STATED EXERCISE: Print the entries verbatim, leaving out the images they contain.

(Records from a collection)
/---

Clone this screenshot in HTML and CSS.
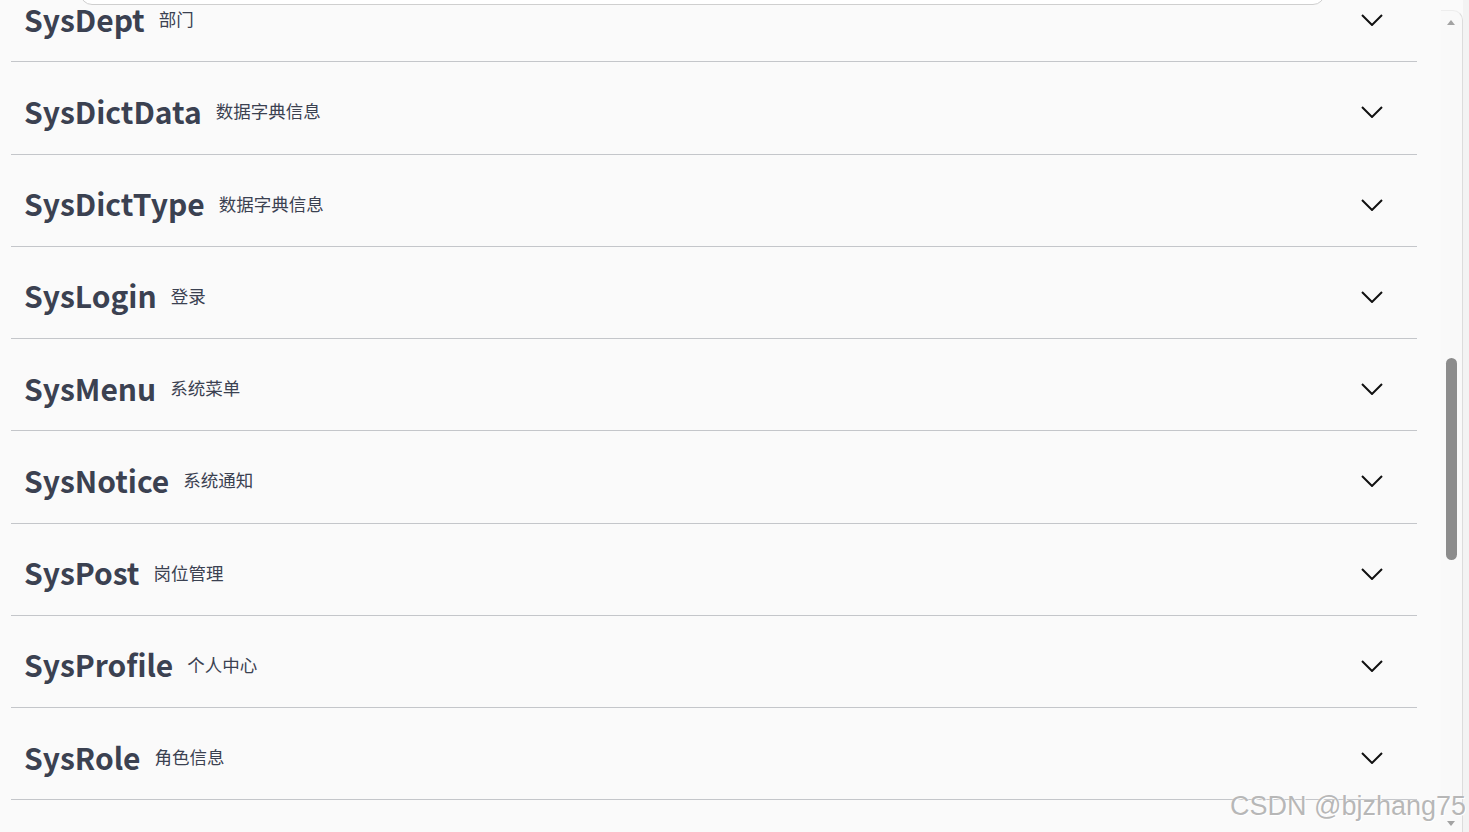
FILE: index.html
```html
<!DOCTYPE html>
<html lang="zh">
<head>
<meta charset="utf-8">
<title>Swagger UI</title>
<link rel="stylesheet" href="styles.css">
</head>
<body>
<div class="page">
  <div class="main">
    <div class="topbox"></div>
    <div class="list">
      <div class="tag"><span class="name">SysDept</span><small class="desc">部门</small><svg class="chev" width="22" height="12" viewBox="0 0 22 12"><path d="M1 1 L11 11 L21 1" fill="none" stroke="#111" stroke-width="2"/></svg></div>
      <div class="tag"><span class="name">SysDictData</span><small class="desc">数据字典信息</small><svg class="chev" width="22" height="12" viewBox="0 0 22 12"><path d="M1 1 L11 11 L21 1" fill="none" stroke="#111" stroke-width="2"/></svg></div>
      <div class="tag"><span class="name">SysDictType</span><small class="desc">数据字典信息</small><svg class="chev" width="22" height="12" viewBox="0 0 22 12"><path d="M1 1 L11 11 L21 1" fill="none" stroke="#111" stroke-width="2"/></svg></div>
      <div class="tag"><span class="name">SysLogin</span><small class="desc">登录</small><svg class="chev" width="22" height="12" viewBox="0 0 22 12"><path d="M1 1 L11 11 L21 1" fill="none" stroke="#111" stroke-width="2"/></svg></div>
      <div class="tag"><span class="name">SysMenu</span><small class="desc">系统菜单</small><svg class="chev" width="22" height="12" viewBox="0 0 22 12"><path d="M1 1 L11 11 L21 1" fill="none" stroke="#111" stroke-width="2"/></svg></div>
      <div class="tag"><span class="name">SysNotice</span><small class="desc">系统通知</small><svg class="chev" width="22" height="12" viewBox="0 0 22 12"><path d="M1 1 L11 11 L21 1" fill="none" stroke="#111" stroke-width="2"/></svg></div>
      <div class="tag"><span class="name">SysPost</span><small class="desc">岗位管理</small><svg class="chev" width="22" height="12" viewBox="0 0 22 12"><path d="M1 1 L11 11 L21 1" fill="none" stroke="#111" stroke-width="2"/></svg></div>
      <div class="tag"><span class="name">SysProfile</span><small class="desc">个人中心</small><svg class="chev" width="22" height="12" viewBox="0 0 22 12"><path d="M1 1 L11 11 L21 1" fill="none" stroke="#111" stroke-width="2"/></svg></div>
      <div class="tag"><span class="name">SysRole</span><small class="desc">角色信息</small><svg class="chev" width="22" height="12" viewBox="0 0 22 12"><path d="M1 1 L11 11 L21 1" fill="none" stroke="#111" stroke-width="2"/></svg></div>
    </div>
  </div>
  <div class="sbar">
    <div class="arrow-up"></div>
    <div class="thumb"></div>
    <div class="spacer"></div>
    <div class="arrow-down"></div>
  </div>
  <div class="edge"></div>
  <div class="watermark">CSDN @bjzhang75</div>
</div>
</body>
</html>
```
FILE: styles.css
```css
html, body {
  margin: 0;
  padding: 0;
  height: 832px;
  overflow: hidden;
  background: #fafafa;
  font-family: "Noto Sans CJK SC", "Noto Sans", sans-serif;
  color: #3b4151;
}
.page {
  position: relative;
  display: flex;
  height: 832px;
}
.main {
  flex: 1;
  position: relative;
  overflow: hidden;
  background: #fafafa;
}
.topbox {
  position: absolute;
  top: -20px;
  left: 80px;
  width: 1243px;
  height: 23px;
  border: 1px solid #cfcfcf;
  border-radius: 12px;
  background: #fff;
}
.list {
  margin-top: -30px;
  margin-left: 11px;
  width: 1406px;
}
.tag {
  display: flex;
  align-items: center;
  box-sizing: border-box;
  height: 92.25px;
  padding: 6px 34px 0 13px;
  border-bottom: 1px solid #c4c6ca;
}
.name {
  font-size: 30px;
  font-weight: 700;
  line-height: 1.2;
  color: #3b4151;
}
.desc {
  font-size: 17.5px;
  font-weight: 400;
  line-height: 1.2;
  margin-left: 14px;
  margin-top: 0;
  color: #3b4151;
}
.chev {
  margin-left: auto;
  margin-top: 3px;
}
.watermark {
  position: absolute;
  right: 3px;
  bottom: 12px;
  font-family: "Liberation Sans", Arial, sans-serif;
  font-size: 27px;
  line-height: 1;
  color: rgba(160, 160, 160, 0.75);
  text-shadow: 0 0 1px #fff, 1px 1px 0 #fff;
  white-space: nowrap;
}
.sbar {
  width: 21px;
  margin-top: 10px;
  background: #f9f9f9;
  border-right: 1px solid #dcdcdc;
  border-top: 1px solid #ededed;
  border-top-right-radius: 10px;
  display: flex;
  flex-direction: column;
  align-items: flex-start;
}
.arrow-up {
  width: 0;
  height: 0;
  margin: 9px 0 0 6px;
  border-left: 4px solid transparent;
  border-right: 4px solid transparent;
  border-bottom: 5px solid #a3a3a3;
}
.thumb {
  width: 11px;
  height: 202px;
  margin: 333px 0 0 5px;
  border-radius: 6px;
  background: #8c8c8c;
}
.spacer {
  flex: 1;
}
.arrow-down {
  width: 0;
  height: 0;
  margin: 0 0 6px 6px;
  border-left: 4px solid transparent;
  border-right: 4px solid transparent;
  border-top: 5px solid #a3a3a3;
}
.edge {
  width: 6px;
  background: #f3f3f3;
}
```
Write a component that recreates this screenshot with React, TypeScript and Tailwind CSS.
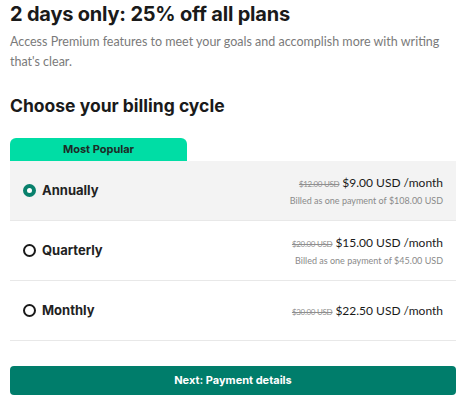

\---

WRITTEN ANSWER:
Clone this screenshot in HTML and CSS.
FILE: index.html
```html
<!DOCTYPE html>
<html lang="zh">
<head>
<meta charset="utf-8">
<title>Swagger UI</title>
<link rel="stylesheet" href="styles.css">
</head>
<body>
<div class="page">
  <div class="main">
    <div class="topbox"></div>
    <div class="list">
      <div class="tag"><span class="name">SysDept</span><small class="desc">部门</small><svg class="chev" width="22" height="12" viewBox="0 0 22 12"><path d="M1 1 L11 11 L21 1" fill="none" stroke="#111" stroke-width="2"/></svg></div>
      <div class="tag"><span class="name">SysDictData</span><small class="desc">数据字典信息</small><svg class="chev" width="22" height="12" viewBox="0 0 22 12"><path d="M1 1 L11 11 L21 1" fill="none" stroke="#111" stroke-width="2"/></svg></div>
      <div class="tag"><span class="name">SysDictType</span><small class="desc">数据字典信息</small><svg class="chev" width="22" height="12" viewBox="0 0 22 12"><path d="M1 1 L11 11 L21 1" fill="none" stroke="#111" stroke-width="2"/></svg></div>
      <div class="tag"><span class="name">SysLogin</span><small class="desc">登录</small><svg class="chev" width="22" height="12" viewBox="0 0 22 12"><path d="M1 1 L11 11 L21 1" fill="none" stroke="#111" stroke-width="2"/></svg></div>
      <div class="tag"><span class="name">SysMenu</span><small class="desc">系统菜单</small><svg class="chev" width="22" height="12" viewBox="0 0 22 12"><path d="M1 1 L11 11 L21 1" fill="none" stroke="#111" stroke-width="2"/></svg></div>
      <div class="tag"><span class="name">SysNotice</span><small class="desc">系统通知</small><svg class="chev" width="22" height="12" viewBox="0 0 22 12"><path d="M1 1 L11 11 L21 1" fill="none" stroke="#111" stroke-width="2"/></svg></div>
      <div class="tag"><span class="name">SysPost</span><small class="desc">岗位管理</small><svg class="chev" width="22" height="12" viewBox="0 0 22 12"><path d="M1 1 L11 11 L21 1" fill="none" stroke="#111" stroke-width="2"/></svg></div>
      <div class="tag"><span class="name">SysProfile</span><small class="desc">个人中心</small><svg class="chev" width="22" height="12" viewBox="0 0 22 12"><path d="M1 1 L11 11 L21 1" fill="none" stroke="#111" stroke-width="2"/></svg></div>
      <div class="tag"><span class="name">SysRole</span><small class="desc">角色信息</small><svg class="chev" width="22" height="12" viewBox="0 0 22 12"><path d="M1 1 L11 11 L21 1" fill="none" stroke="#111" stroke-width="2"/></svg></div>
    </div>
  </div>
  <div class="sbar">
    <div class="arrow-up"></div>
    <div class="thumb"></div>
    <div class="spacer"></div>
    <div class="arrow-down"></div>
  </div>
  <div class="edge"></div>
  <div class="watermark">CSDN @bjzhang75</div>
</div>
</body>
</html>
```
FILE: styles.css
```css
html, body {
  margin: 0;
  padding: 0;
  height: 832px;
  overflow: hidden;
  background: #fafafa;
  font-family: "Noto Sans CJK SC", "Noto Sans", sans-serif;
  color: #3b4151;
}
.page {
  position: relative;
  display: flex;
  height: 832px;
}
.main {
  flex: 1;
  position: relative;
  overflow: hidden;
  background: #fafafa;
}
.topbox {
  position: absolute;
  top: -20px;
  left: 80px;
  width: 1243px;
  height: 23px;
  border: 1px solid #cfcfcf;
  border-radius: 12px;
  background: #fff;
}
.list {
  margin-top: -30px;
  margin-left: 11px;
  width: 1406px;
}
.tag {
  display: flex;
  align-items: center;
  box-sizing: border-box;
  height: 92.25px;
  padding: 6px 34px 0 13px;
  border-bottom: 1px solid #c4c6ca;
}
.name {
  font-size: 30px;
  font-weight: 700;
  line-height: 1.2;
  color: #3b4151;
}
.desc {
  font-size: 17.5px;
  font-weight: 400;
  line-height: 1.2;
  margin-left: 14px;
  margin-top: 0;
  color: #3b4151;
}
.chev {
  margin-left: auto;
  margin-top: 3px;
}
.watermark {
  position: absolute;
  right: 3px;
  bottom: 12px;
  font-family: "Liberation Sans", Arial, sans-serif;
  font-size: 27px;
  line-height: 1;
  color: rgba(160, 160, 160, 0.75);
  text-shadow: 0 0 1px #fff, 1px 1px 0 #fff;
  white-space: nowrap;
}
.sbar {
  width: 21px;
  margin-top: 10px;
  background: #f9f9f9;
  border-right: 1px solid #dcdcdc;
  border-top: 1px solid #ededed;
  border-top-right-radius: 10px;
  display: flex;
  flex-direction: column;
  align-items: flex-start;
}
.arrow-up {
  width: 0;
  height: 0;
  margin: 9px 0 0 6px;
  border-left: 4px solid transparent;
  border-right: 4px solid transparent;
  border-bottom: 5px solid #a3a3a3;
}
.thumb {
  width: 11px;
  height: 202px;
  margin: 333px 0 0 5px;
  border-radius: 6px;
  background: #8c8c8c;
}
.spacer {
  flex: 1;
}
.arrow-down {
  width: 0;
  height: 0;
  margin: 0 0 6px 6px;
  border-left: 4px solid transparent;
  border-right: 4px solid transparent;
  border-top: 5px solid #a3a3a3;
}
.edge {
  width: 6px;
  background: #f3f3f3;
}
```
Write a component that recreates this screenshot with React, TypeScript and Tailwind CSS.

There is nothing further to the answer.